How do you tell a story that has no beginning?
That’s a question Colorado author Craig Childs ponders in the film “Waking The Mammoth,” a 2015 film directed by Larry Ruiz. The Sunflower Theatre in Cortez on Friday screened the film, which was followed by a panel discussion featuring Childs and archaeologists Mark Varien, Winston Hurst, Jonathan Till and Ray Kenny.

The film features experts discussing a petroglyph near Bluff, Utah, that some think depicts a mammoth. If it is a picture of the massive mammal, it could reveal more detail about who occupied the Four Corners region as far back as 15,000 years ago, at the end of the Paleolithic era.

“I don’t know if it’s a panel of mammoths or not, but it’s a keyhole to look through,” Childs says in the film.

Little is known about who occupied the area that long ago, and when they came here. Since there’s so little information, scholars have to feel their way along until they find tangible evidence, Childs said.

There’s a lack of Paleolithic-era art in North America, Childs said. Archaeologist Scott Thybony, also featured in the film, said he hasn’t seen mammoth rock art anywhere else on the continent.

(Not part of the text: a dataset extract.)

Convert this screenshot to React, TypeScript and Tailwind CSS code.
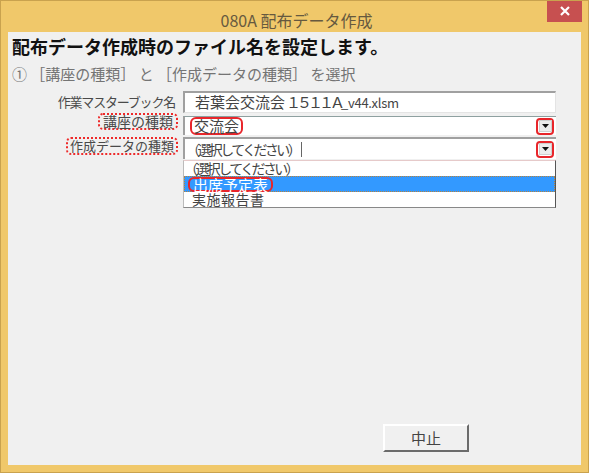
import React from "react";

const font = { fontFamily: '"Noto Sans CJK JP", "Noto Sans", sans-serif' };

const Arrow = () => (
    <div className="flex items-center justify-center rounded-[4px] border-2 border-[#e8262b] w-[18px] h-[17px] ml-auto mr-[2px]">
        <div className="flex items-center justify-center w-[13px] h-[12px] bg-[#ececec] border border-[#d0d0d0]">
            <svg width="7" height="4" viewBox="0 0 7 4">
                <path d="M0 0 L7 0 L3.5 4 Z" fill="#111" />
            </svg>
        </div>
    </div>
);

export default function App() {
    return (
        <div
            className="w-[589px] h-[473px] bg-[#f0c86a] border border-[#c9a24e] flex flex-col overflow-hidden"
            style={font}
        >
            {/* title bar */}
            <div className="relative h-[31px] flex items-center justify-center">
                <span className="text-[16px] text-[#66593f] mt-[6px] ml-[4px]">080A 配布データ作成</span>
                <div className="absolute top-[-1px] right-[6px] w-[35px] h-[22px] bg-[#c75050] flex items-center justify-center">
                    <svg width="10" height="10" viewBox="0 0 10 10">
                        <path d="M1 1 L9 9 M9 1 L1 9" stroke="#fff" strokeWidth="2.2" />
                    </svg>
                </div>
            </div>

            {/* content */}
            <div className="flex-1 mx-[7px] mb-[7px] bg-[#f0f0f0] flex flex-col">
                <h1 className="mt-[2px] pl-[4px] text-[18px] leading-[24px] font-bold text-[#111]">
                    配布データ作成時のファイル名を設定します。
                </h1>
                <p className="mt-[6px] pl-[4px] text-[15px] leading-[20px] text-[#747474]">
                    ① ［講座の種類］ と ［作成データの種類］ を選択
                </p>

                <div className="mt-[7px] grid grid-cols-[167px_373px] gap-x-[8px] text-[13px] text-[#4a4a4a]">
                    {/* row 1 */}
                    <div className="h-[22px] flex items-center justify-end tracking-[-1.2px]">作業マスターブック名</div>
                    <div className="h-[22px] bg-white border-t-2 border-l-2 border-[#a0a0a0] border-r border-b border-r-[#e4e4e4] border-b-[#e4e4e4] flex items-center pl-[10px] text-[15px] text-[#444]">
                        若葉会交流会<span className="tracking-[-4px] ml-[1px]">１５１１Ａ</span>
                        <span className="text-[13px] tracking-[-0.3px]">_v44.xlsm</span>
                    </div>

                    {/* row 2 */}
                    <div className="mt-[3px] h-[19px] flex items-start justify-end">
                        <span className="mt-[-3px] border-2 border-dotted border-[#ee2a2a] rounded-[5px] px-[3px] leading-[13px] text-[14px] mr-[-3px]">
                            講座の種類
                        </span>
                    </div>
                    <div className="mt-[3px] h-[19px] bg-white border-t border-l-2 border-t-[#8ea0a0] border-l-[#a0a0a0] flex items-center pl-[5px] text-[15px] text-[#444]">
                        <span className="border-2 border-[#e8262b] rounded-[6px] px-[2px] leading-[14px]">交流会</span>
                        <Arrow />
                    </div>

                    {/* row 3 */}
                    <div className="mt-[2px] h-[22px] flex items-start justify-end">
                        <span className="border-2 border-dotted border-[#ee2a2a] rounded-[5px] px-[2px] leading-[14px] mr-[-3px]">
                            作成データの種類
                        </span>
                    </div>
                    <div className="mt-[2px] h-[22px] bg-white border-t-2 border-l-2 border-[#a0a0a0] flex items-center pl-[1px] text-[14px] text-[#444]">
                        <span className="tracking-[-2.6px]">（選択してください）</span>
                        <span className="ml-[2px] w-px h-[15px] bg-[#666]"></span>
                        <Arrow />
                    </div>

                    {/* dropdown list */}
                    <div></div>
                    <div className="mt-[1px] h-[48px] bg-white border border-t-[#e6caca] border-l-[#bbbbbb] border-r-[#555] border-b-[#888] flex flex-col text-[14px] text-[#444]">
                        <div className="h-[15px] leading-[14px] tracking-[-2.6px]">（選択してください）</div>
                        <div className="h-[16px] bg-[#3399ff] border border-dotted border-[#b8823a] flex items-center text-white">
                            <span className="border-2 border-[#e8262b] rounded-[6px] ml-[3px] px-[3px] leading-[11px] text-[15px]">出席予定表</span>
                        </div>
                        <div className="h-[15px] leading-[15px] pl-[8px] tracking-[0.5px]">実施報告書</div>
                    </div>
                </div>

                {/* buttons */}
                <div className="mt-auto flex justify-end pr-[112px] pb-[13px]">
                    <div className="w-[86px] h-[28px] bg-[#f0f0f0] border-t-2 border-l-2 border-white border-r-2 border-b-2 border-r-[#6b6b6b] border-b-[#6b6b6b] flex items-center justify-center text-[15px] text-[#444]">
                        中止
                    </div>
                </div>
            </div>
        </div>
    );
}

The film also explores the topic of a changing world, including climate change. Even though the world is totally different from the Paleolithic era, there are still some connections, cast members said.

Introducing the film, Ruiz said it’s only been a split-second geologically since humans were hunter-gatherers.

“It’s still embedded in our lives,” he said.

Till said present-day humans are just hunter-gatherers “stuffed in suits.” Childs said underneath it all, we’re no different from them.

That connection materializes at the end of the film, as cast members recreate a Paleolithic tradition: the slaying of a mammoth. People in Bluff, including many of those featured in the film, built a wooden mammoth statue and burned it in effigy in December 2012. Community members worked for months to build the mammoth, which then was ceremonially killed” with an atlatl spear throw to the heart.

Childs said humans now live on top, literally, of human stories that go far back in history.

“There’s a connection now, and we’re realizing it and reaching as far back as we can,” Childs said.